As I've pointed out at this site many times, the undesirable social consequences of making autonomy the overriding good are many and severe. So severe that it would make a lot more sense instead to balance autonomy with a range of other goods. The Kantian approach is not without its critics:
This Kantian view has been very influential in the liberal tradition. However, it rests on a controversial claim about the nature of moral value and moral respect...many critics argue that using the state to promote the Kantian ideal of rational autonomy is as 'sectarian' as using the state to promote Protestantism.
Indeed. The modern liberal state, as noted above, is radically and intrusively ideological.
Critics of the Kantian approach argue that liberals should therefore avoid appealing to the value of autonomy, and instead defend liberalism simply as the only viable basis for peaceful coexistence in culturally and religiously plural societies.
Kantian liberals respond, however, that without appealing to the value of individual autonomy, there is no reason why coexistence between groups should take the form of guaranteeing the rights of individuals. Why not just allow each group in society to organise itself as it sees fit...
The Kantians have a point. If the underlying value of a society is "peaceful existence" then why would you adopt liberalism in the first place? Australia was a relatively unified society one hundred years ago. There weren't great schisms in society. If you had wanted a peaceful society, then it would have been best to let Australia develop along non-liberal lines.

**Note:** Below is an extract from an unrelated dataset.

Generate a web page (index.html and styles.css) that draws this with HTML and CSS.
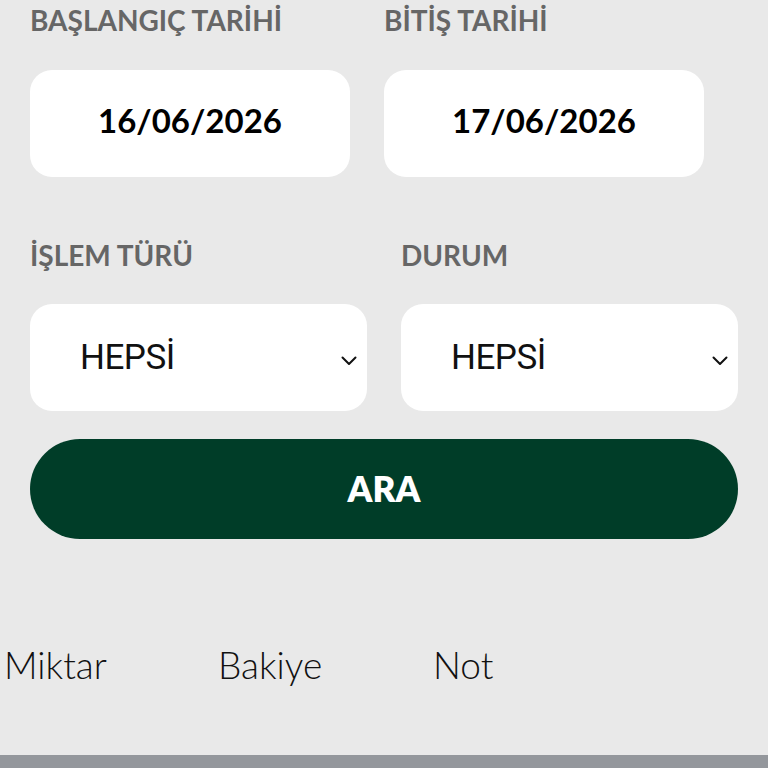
FILE: index.html
```html
<!DOCTYPE html>
<html lang="tr">
<head>
<meta charset="utf-8">
<link rel="stylesheet" href="styles.css">
</head>
<body>
<div class="page">
  <div class="dates">
    <div class="field">
      <div class="label">BAŞLANGIÇ TARİHİ</div>
      <div class="datebox">16/06/2026</div>
    </div>
    <div class="field">
      <div class="label">BİTİŞ TARİHİ</div>
      <div class="datebox">17/06/2026</div>
    </div>
  </div>
  <div class="selects">
    <div class="field">
      <div class="label">İŞLEM TÜRÜ</div>
      <div class="selectbox"><span class="seltext">HEPSİ</span>
        <svg class="chev" width="16" height="10" viewBox="0 0 16 10"><path d="M1.5 1.5 L8 8 L14.5 1.5" fill="none" stroke="#111" stroke-width="2" stroke-linecap="round" stroke-linejoin="round"/></svg>
      </div>
    </div>
    <div class="field">
      <div class="label">DURUM</div>
      <div class="selectbox"><span class="seltext">HEPSİ</span>
        <svg class="chev" width="16" height="10" viewBox="0 0 16 10"><path d="M1.5 1.5 L8 8 L14.5 1.5" fill="none" stroke="#111" stroke-width="2" stroke-linecap="round" stroke-linejoin="round"/></svg>
      </div>
    </div>
  </div>
  <button class="search">ARA</button>
</div>
<div class="cols">
  <span class="col c1">Miktar</span>
  <span class="col c2">Bakiye</span>
  <span class="col c3">Not</span>
</div>
<div class="bottombar"></div>
</body>
</html>
```
FILE: styles.css
```css
html, body {
  margin: 0;
  padding: 0;
}
body {
  background: #e9e9e9;
  width: 768px;
  height: 768px;
  overflow: hidden;
  font-family: "Lato", "Liberation Sans", sans-serif;
  display: flex;
  flex-direction: column;
}
.page {
  padding: 2px 30px 0 30px;
}
.dates {
  display: grid;
  grid-template-columns: 320px 320px;
  column-gap: 34px;
}
.selects {
  display: grid;
  grid-template-columns: 337px 337px;
  column-gap: 34px;
  margin-top: 60px;
}
.field {
  display: flex;
  flex-direction: column;
}
.label {
  font-weight: 700;
  font-size: 28px;
  line-height: 36px;
  color: #666666;
  white-space: nowrap;
}
.datebox {
  margin-top: 32px;
  height: 107px;
  box-sizing: border-box;
  padding-bottom: 8px;
  background: #ffffff;
  border-radius: 22px;
  display: flex;
  align-items: center;
  justify-content: center;
  font-weight: 700;
  font-size: 33px;
  color: #000;
}
.selectbox {
  margin-top: 31px;
  height: 107px;
  background: #ffffff;
  border-radius: 22px;
  display: flex;
  align-items: center;
  padding: 0 10px 0 50px;
}
.seltext {
  flex: 1;
  font-family: "Roboto", sans-serif;
  font-size: 35px;
  color: #111;
  letter-spacing: -0.5px;
}
.chev {
  display: block;
  margin-top: 6px;
}
.search {
  margin-top: 28px;
  width: 708px;
  height: 100px;
  border: none;
  border-radius: 50px;
  background: #003d28;
  color: #ffffff;
  font-family: "Lato", "Liberation Sans", sans-serif;
  font-weight: 800;
  font-size: 35px;
  padding-bottom: 4px;
  display: block;
}
.cols {
  margin-top: 102px;
  display: flex;
  font-family: "Lato", sans-serif;
  font-weight: 300;
  font-size: 37px;
  color: #111;
  height: 48px;
  line-height: 48px;
}
.col {
  display: block;
}
.c1 { width: 214px; padding-left: 4px; }
.c2 { width: 215px; }
.bottombar {
  margin-top: auto;
  height: 13px;
  background: #94979c;
}
```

Peacefulness doesn't catch the underlying dynamic of liberalism. After all, it's not as if liberals argue that society has unfortunately become so diverse and multicultural that peaceful existence is threatened and liberalism is required as a remedy. The liberal argument is very different. Liberals tend to argue that a traditionally unified society is boring or illegitimate and that such a society should be transformed by a deliberate policy of diversity or multiculturalism and that this more diverse society will add vibrancy etc.
There's one more criticism of liberalism that I'll finish on:
critics argue that the unfettered exercise of individual choice will undermine the forms of family and community life which help develop people's capacity for choice and provide people with meaningful options. On this view, liberalism is self-defeating - liberals privilege individual rights, even when this undermines the social conditions which make individual freedoms valuable.

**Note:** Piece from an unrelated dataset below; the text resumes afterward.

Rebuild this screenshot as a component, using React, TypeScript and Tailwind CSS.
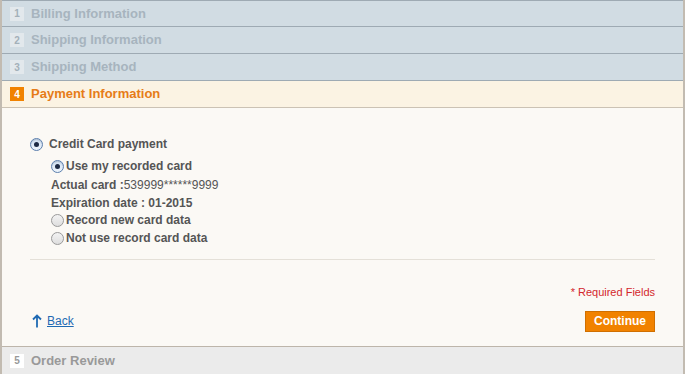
import React from 'react';

const font = { fontFamily: '"Liberation Sans", Arial, sans-serif' };

function StepHeader({ num, title, first }: { num: number; title: string; first?: boolean }) {
  return (
    <div
      className={`flex items-center gap-[7px] border-b border-[#9eaab3] bg-[#d1dce3] pl-[8px] ${
        first ? 'h-[27px] border-t' : 'h-[27px]'
      }`}
    >
      <span className="flex h-[14px] w-[14px] items-center justify-center bg-[#e2e8ec] text-[10px] font-bold text-[#a3b0b9]">
        {num}
      </span>
      <span className="text-[13px] font-bold text-[#a7b4be]">{title}</span>
    </div>
  );
}

function Radio({ checked }: { checked?: boolean }) {
  if (checked) {
    return (
      <span className="flex h-[13px] w-[13px] shrink-0 items-center justify-center rounded-full border border-[#5b7fae] bg-gradient-to-b from-[#cfe0f3] to-[#eef5fc] shadow-[inset_0_1px_1px_rgba(0,0,0,0.15)]">
        <span className="h-[5px] w-[5px] rounded-full bg-[#1c2a44]" />
      </span>
    );
  }
  return (
    <span className="h-[13px] w-[13px] shrink-0 rounded-full border border-[#9a9a9a] bg-gradient-to-b from-[#f3f3f3] to-[#dedede]" />
  );
}

export default function App() {
  return (
    <div className="h-[374px] w-[685px] overflow-hidden bg-white" style={font}>
      <div className="flex h-full flex-col border-x-2 border-[#c2bbb1]">
        <StepHeader num={1} title="Billing Information" first />
        <StepHeader num={2} title="Shipping Information" />
        <StepHeader num={3} title="Shipping Method" />

        {/* active step */}
        <div className="flex h-[27px] items-center gap-[7px] border-b border-[#cbc2b4] bg-[#fbf3e3] pl-[8px]">
          <span className="flex h-[14px] w-[14px] items-center justify-center bg-[#f18200] text-[10px] font-bold text-white">
            4
          </span>
          <span className="text-[13px] font-bold text-[#e67c18]">Payment Information</span>
        </div>

        <div className="flex flex-1 flex-col bg-[#fbf9f5] px-[28px] pt-[27px] text-[12px] font-bold text-[#555]">
          <label className="flex items-center gap-[6px]">
            <Radio checked />
            <span>Credit Card payment</span>
          </label>

          <div className="mt-[4px] flex flex-col pl-[21px]">
            <label className="flex h-[18px] items-center gap-[2px]">
              <Radio checked />
              <span>Use my recorded card</span>
            </label>
            <div className="flex h-[19px] items-center">
              Actual card :<span className="font-normal">539999******9999</span>
            </div>
            <div className="flex h-[17px] items-center">Expiration date : 01-2015</div>
            <label className="flex h-[18px] items-center gap-[2px]">
              <Radio />
              <span>Record new card data</span>
            </label>
            <label className="flex h-[18px] items-center gap-[2px]">
              <Radio />
              <span>Not use record card data</span>
            </label>
          </div>

          <div className="mt-[12px] border-t border-[#e4e0d8]" />

          <div className="mt-[24px] text-right text-[11px] font-normal text-[#d3262c]">* Required Fields</div>

          <div className="mt-[10px] flex items-center justify-between">
            <a href="#" className="flex items-center gap-[5px] pl-[2px] font-normal text-[#1f6ab3]">
              <svg width="10" height="14" viewBox="0 0 10 14" fill="none" stroke="#1f6ab3" strokeWidth="1.8">
                <path d="M5 13.5V1.5M1 5.5l4-4 4 4" />
              </svg>
              <span className="underline">Back</span>
            </a>
            <button className="h-[21px] w-[70px] border border-[#d06f00] bg-[#f18200] text-[12px] font-bold text-white">
              Continue
            </button>
          </div>
        </div>

        <div className="flex h-[28px] items-center gap-[7px] border-t border-[#bdb5aa] bg-[#ebebeb] pl-[8px]">
          <span className="flex h-[14px] w-[14px] items-center justify-center bg-white text-[10px] font-bold text-[#999]">
            5
          </span>
          <span className="text-[13px] font-bold text-[#999]">Order Review</span>
        </div>
      </div>
    </div>
  );
}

In particular, what happens if making individual autonomy paramount dissolves communal institutions and identities? Is the freedom to be an atomised consumer as valuable as the freedom to live as a man, or as an Englishman, or as a husband and father?
In other words, there is likely to be a more significant freedom for the individual if autonomy is balanced with a range of other important goods, including those relating to family life and communal identity.
The Oxford Companion does make one last criticism of liberalism. It's a very good but lengthy one, so I'll leave it to a future post.